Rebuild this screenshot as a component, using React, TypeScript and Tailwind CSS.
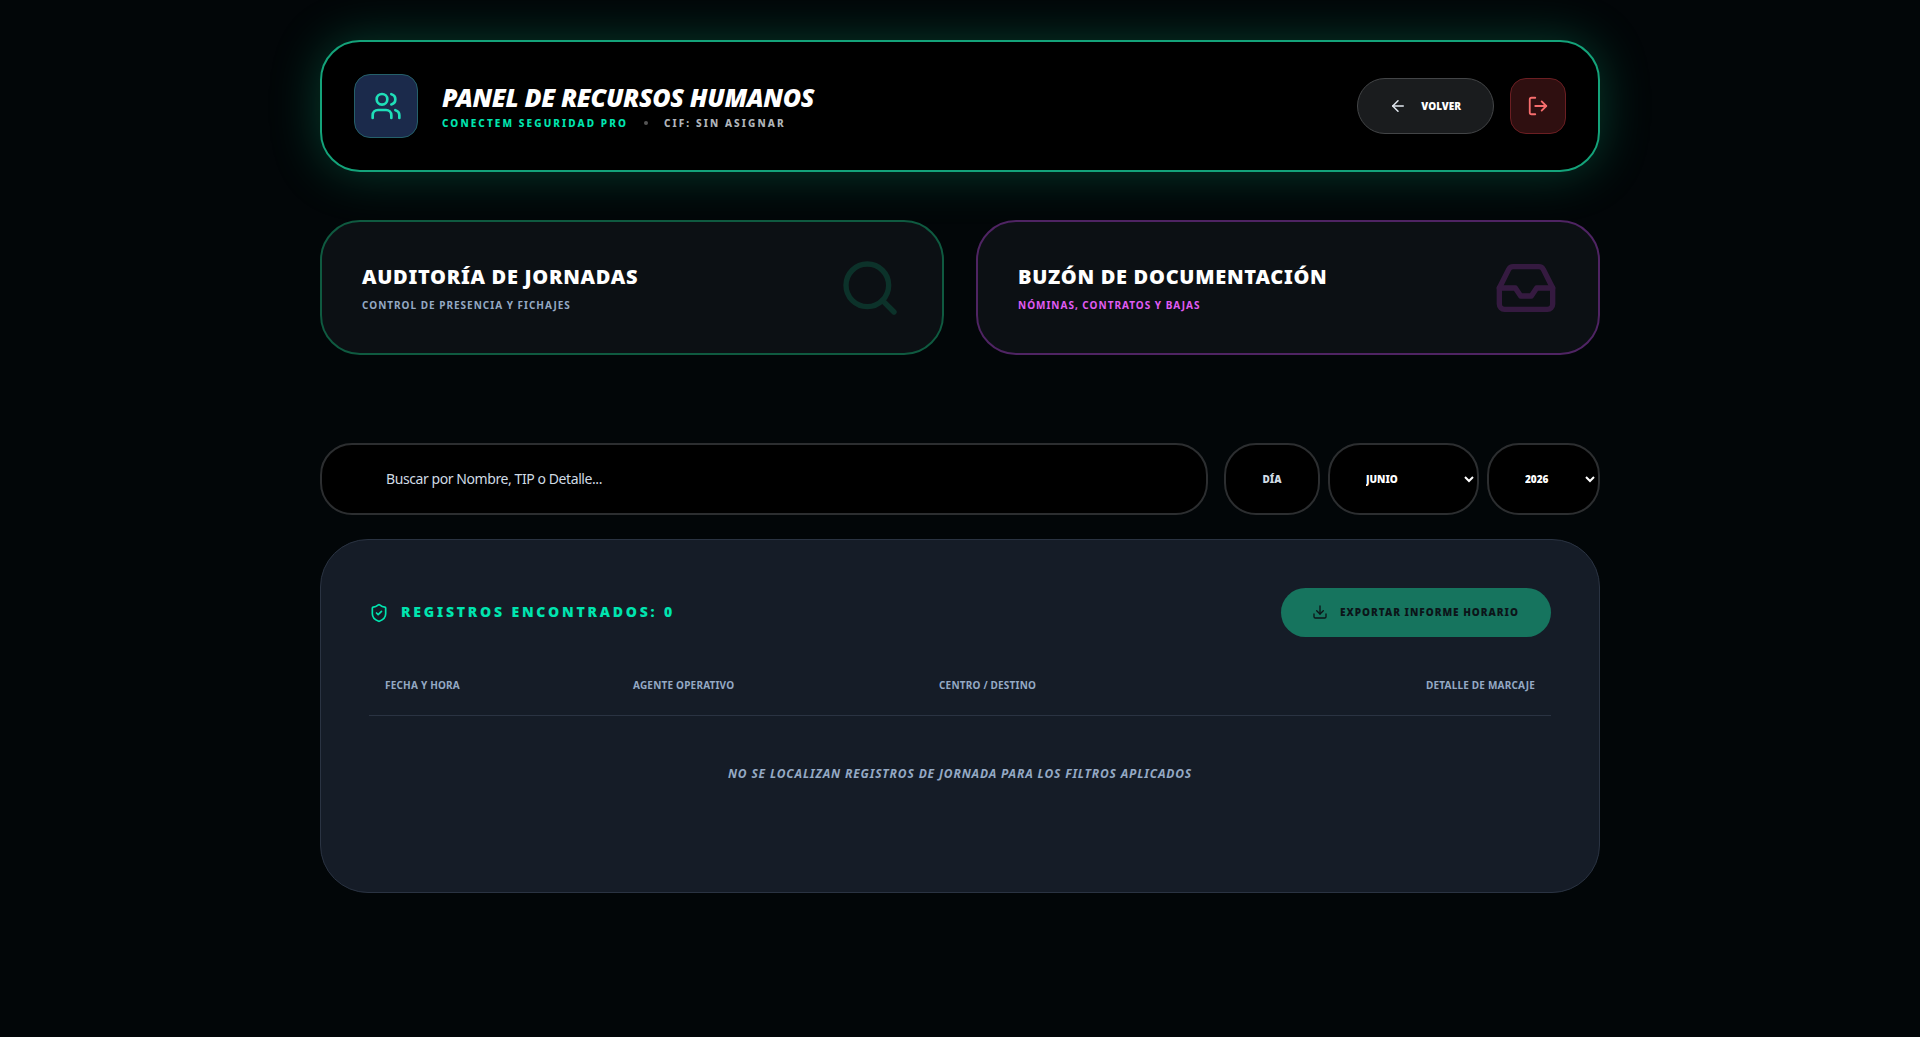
import { ArrowLeft, Download, Inbox, LogOut, Search, ShieldCheck, Users } from "lucide-react";

export default function App() {
  return (
    <div className="min-h-screen bg-[#020608] font-['Noto_Sans','Open_Sans',sans-serif] text-white">
      <main className="mx-auto w-[1280px] pt-10">
        {/* cabecera */}
        <header className="mb-12 flex h-[132px] items-center justify-between rounded-[2.5rem] border-2 border-[#14a37a] bg-black px-8 shadow-[0_0_50px_rgba(16,185,129,0.3)]">
          <div className="flex items-center gap-6">
            <div className="flex h-16 w-16 items-center justify-center rounded-2xl border border-[#25606a] bg-[#1b2a4b]">
              <Users size={32} className="text-[#1fdfb8]" />
            </div>
            <div>
              <h1 className="text-[25px] leading-8 font-black tracking-[-0.015em] text-white italic">
                PANEL DE RECURSOS HUMANOS
              </h1>
              <div className="mt-0.5 flex items-center gap-4 text-[10px] leading-4 font-extrabold tracking-[0.21em]">
                <span className="text-[#00e5b0]">CONECTEM SEGURIDAD PRO</span>
                <span className="h-1 w-1 rounded-full bg-[#555]"></span>
                <span className="text-[#b0b5ba]">CIF: SIN ASIGNAR</span>
              </div>
            </div>
          </div>
          <div className="flex items-center gap-4">
            <button className="flex h-14 items-center gap-[14px] rounded-full border border-[#434547] bg-[#1a1c1e] pr-8 pl-[31px] text-[10px] font-black text-white">
              <ArrowLeft size={18} className="text-[#e2e8f0]" />
              VOLVER
            </button>
            <button className="flex h-14 w-14 items-center justify-center rounded-2xl border border-[#6b1e22] bg-[#2f0f10] text-[#f76d6d]">
              <LogOut size={22} />
            </button>
          </div>
        </header>

        {/* accesos */}
        <div className="mb-[88px] grid grid-cols-2 gap-8">
          <div className="flex h-[135px] items-center justify-between rounded-[2.5rem] border-2 border-[#0f5a40] bg-[#0c1014] px-10">
            <div>
              <h2 className="text-xl leading-7 font-black tracking-[0.035em] text-white">AUDITORÍA DE JORNADAS</h2>
              <p className="mt-1.5 text-[10px] leading-4 font-bold tracking-widest text-[#94a9c4]">CONTROL DE PRESENCIA Y FICHAJES</p>
            </div>
            <Search size={64} className="text-[#10b981] opacity-20" />
          </div>
          <div className="flex h-[135px] items-center justify-between rounded-[2.5rem] border-2 border-[#4f2463] bg-[#0c1014] px-10">
            <div>
              <h2 className="text-xl leading-7 font-black tracking-[0.035em] text-white">BUZÓN DE DOCUMENTACIÓN</h2>
              <p className="mt-1.5 text-[10px] leading-4 font-bold tracking-widest text-[#e05cf5]">NÓMINAS, CONTRATOS Y BAJAS</p>
            </div>
            <Inbox size={64} className="text-[#d946ef] opacity-20" />
          </div>
        </div>

        {/* filtros */}
        <div className="mb-6 flex h-[72px] gap-4">
          <input
            type="text"
            placeholder="Buscar por Nombre, TIP o Detalle..."
            className="h-full flex-1 rounded-[2rem] border-2 border-[#2c2e30] bg-black pb-0.5 pl-16 text-sm tracking-[-0.03em] text-white outline-none placeholder:text-[#d0dbe4]"
          />
          <div className="flex gap-2">
            <input
              type="text"
              placeholder="DÍA"
              className="h-full w-[96px] rounded-[2rem] border-2 border-[#2c2e30] bg-black text-center text-[10px] font-black text-white outline-none placeholder:text-[#d0dbe4]"
            />
            <select className="h-full w-[151px] rounded-[2rem] border-2 border-[#2c2e30] bg-black px-8 text-[10px] font-black text-white outline-none" defaultValue="JUNIO">
              <option>JUNIO</option>
            </select>
            <select className="h-full w-[113px] rounded-[2rem] border-2 border-[#2c2e30] bg-black px-8 text-[10px] font-black text-white outline-none" defaultValue="2026">
              <option>2026</option>
            </select>
          </div>
        </div>

        {/* registros */}
        <section className="h-[354px] rounded-[3rem] border border-[#2a3342] bg-[#151c27] p-12">
          <div className="mb-[41px] flex h-[49px] items-center justify-between">
            <div className="flex items-center gap-3">
              <ShieldCheck size={20} className="text-[#00e5b0]" />
              <h3 className="pb-px text-sm font-black tracking-[0.2em] text-[#00e5b0]">REGISTROS ENCONTRADOS: 0</h3>
            </div>
            <button className="flex h-[49px] items-center gap-3 rounded-full bg-[#16745e] pr-8 pb-px pl-[31px] text-[10px] font-black tracking-[0.1em] text-[#0c1519]">
              <Download size={16} />
              EXPORTAR INFORME HORARIO
            </button>
          </div>
          <table className="w-full table-fixed text-left">
            <thead>
              <tr className="border-b border-[#2a3342] text-[10px] tracking-[0.02em] text-[#94a9c4]">
                <th className="w-[248px] px-4 pb-[22px] font-bold">FECHA Y HORA</th>
                <th className="w-[306px] px-4 pb-[22px] font-bold">AGENTE OPERATIVO</th>
                <th className="px-4 pb-[22px] font-bold">CENTRO / DESTINO</th>
                <th className="w-[300px] px-4 pb-[22px] text-right font-bold">DETALLE DE MARCAJE</th>
              </tr>
            </thead>
            <tbody>
              <tr>
                <td colSpan={4} className="py-[50px] text-center text-xs font-bold tracking-[0.07em] text-[#94a9c4] italic">
                  NO SE LOCALIZAN REGISTROS DE JORNADA PARA LOS FILTROS APLICADOS
                </td>
              </tr>
            </tbody>
          </table>
        </section>
      </main>
    </div>
  );
}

════════════════

**DESCRIPTION OF THE TASK:** Working from the lines above, reproduce the material exactly and exclude its pictures.

**EXPECTED ANSWER:**
Rebuild this screenshot as a component, using React, TypeScript and Tailwind CSS.
import { ArrowLeft, Download, Inbox, LogOut, Search, ShieldCheck, Users } from "lucide-react";

export default function App() {
  return (
    <div className="min-h-screen bg-[#020608] font-['Noto_Sans','Open_Sans',sans-serif] text-white">
      <main className="mx-auto w-[1280px] pt-10">
        {/* cabecera */}
        <header className="mb-12 flex h-[132px] items-center justify-between rounded-[2.5rem] border-2 border-[#14a37a] bg-black px-8 shadow-[0_0_50px_rgba(16,185,129,0.3)]">
          <div className="flex items-center gap-6">
            <div className="flex h-16 w-16 items-center justify-center rounded-2xl border border-[#25606a] bg-[#1b2a4b]">
              <Users size={32} className="text-[#1fdfb8]" />
            </div>
            <div>
              <h1 className="text-[25px] leading-8 font-black tracking-[-0.015em] text-white italic">
                PANEL DE RECURSOS HUMANOS
              </h1>
              <div className="mt-0.5 flex items-center gap-4 text-[10px] leading-4 font-extrabold tracking-[0.21em]">
                <span className="text-[#00e5b0]">CONECTEM SEGURIDAD PRO</span>
                <span className="h-1 w-1 rounded-full bg-[#555]"></span>
                <span className="text-[#b0b5ba]">CIF: SIN ASIGNAR</span>
              </div>
            </div>
          </div>
          <div className="flex items-center gap-4">
            <button className="flex h-14 items-center gap-[14px] rounded-full border border-[#434547] bg-[#1a1c1e] pr-8 pl-[31px] text-[10px] font-black text-white">
              <ArrowLeft size={18} className="text-[#e2e8f0]" />
              VOLVER
            </button>
            <button className="flex h-14 w-14 items-center justify-center rounded-2xl border border-[#6b1e22] bg-[#2f0f10] text-[#f76d6d]">
              <LogOut size={22} />
            </button>
          </div>
        </header>

        {/* accesos */}
        <div className="mb-[88px] grid grid-cols-2 gap-8">
          <div className="flex h-[135px] items-center justify-between rounded-[2.5rem] border-2 border-[#0f5a40] bg-[#0c1014] px-10">
            <div>
              <h2 className="text-xl leading-7 font-black tracking-[0.035em] text-white">AUDITORÍA DE JORNADAS</h2>
              <p className="mt-1.5 text-[10px] leading-4 font-bold tracking-widest text-[#94a9c4]">CONTROL DE PRESENCIA Y FICHAJES</p>
            </div>
            <Search size={64} className="text-[#10b981] opacity-20" />
          </div>
          <div className="flex h-[135px] items-center justify-between rounded-[2.5rem] border-2 border-[#4f2463] bg-[#0c1014] px-10">
            <div>
              <h2 className="text-xl leading-7 font-black tracking-[0.035em] text-white">BUZÓN DE DOCUMENTACIÓN</h2>
              <p className="mt-1.5 text-[10px] leading-4 font-bold tracking-widest text-[#e05cf5]">NÓMINAS, CONTRATOS Y BAJAS</p>
            </div>
            <Inbox size={64} className="text-[#d946ef] opacity-20" />
          </div>
        </div>

        {/* filtros */}
        <div className="mb-6 flex h-[72px] gap-4">
          <input
            type="text"
            placeholder="Buscar por Nombre, TIP o Detalle..."
            className="h-full flex-1 rounded-[2rem] border-2 border-[#2c2e30] bg-black pb-0.5 pl-16 text-sm tracking-[-0.03em] text-white outline-none placeholder:text-[#d0dbe4]"
          />
          <div className="flex gap-2">
            <input
              type="text"
              placeholder="DÍA"
              className="h-full w-[96px] rounded-[2rem] border-2 border-[#2c2e30] bg-black text-center text-[10px] font-black text-white outline-none placeholder:text-[#d0dbe4]"
            />
            <select className="h-full w-[151px] rounded-[2rem] border-2 border-[#2c2e30] bg-black px-8 text-[10px] font-black text-white outline-none" defaultValue="JUNIO">
              <option>JUNIO</option>
            </select>
            <select className="h-full w-[113px] rounded-[2rem] border-2 border-[#2c2e30] bg-black px-8 text-[10px] font-black text-white outline-none" defaultValue="2026">
              <option>2026</option>
            </select>
          </div>
        </div>

        {/* registros */}
        <section className="h-[354px] rounded-[3rem] border border-[#2a3342] bg-[#151c27] p-12">
          <div className="mb-[41px] flex h-[49px] items-center justify-between">
            <div className="flex items-center gap-3">
              <ShieldCheck size={20} className="text-[#00e5b0]" />
              <h3 className="pb-px text-sm font-black tracking-[0.2em] text-[#00e5b0]">REGISTROS ENCONTRADOS: 0</h3>
            </div>
            <button className="flex h-[49px] items-center gap-3 rounded-full bg-[#16745e] pr-8 pb-px pl-[31px] text-[10px] font-black tracking-[0.1em] text-[#0c1519]">
              <Download size={16} />
              EXPORTAR INFORME HORARIO
            </button>
          </div>
          <table className="w-full table-fixed text-left">
            <thead>
              <tr className="border-b border-[#2a3342] text-[10px] tracking-[0.02em] text-[#94a9c4]">
                <th className="w-[248px] px-4 pb-[22px] font-bold">FECHA Y HORA</th>
                <th className="w-[306px] px-4 pb-[22px] font-bold">AGENTE OPERATIVO</th>
                <th className="px-4 pb-[22px] font-bold">CENTRO / DESTINO</th>
                <th className="w-[300px] px-4 pb-[22px] text-right font-bold">DETALLE DE MARCAJE</th>
              </tr>
            </thead>
            <tbody>
              <tr>
                <td colSpan={4} className="py-[50px] text-center text-xs font-bold tracking-[0.07em] text-[#94a9c4] italic">
                  NO SE LOCALIZAN REGISTROS DE JORNADA PARA LOS FILTROS APLICADOS
                </td>
              </tr>
            </tbody>
          </table>
        </section>
      </main>
    </div>
  );
}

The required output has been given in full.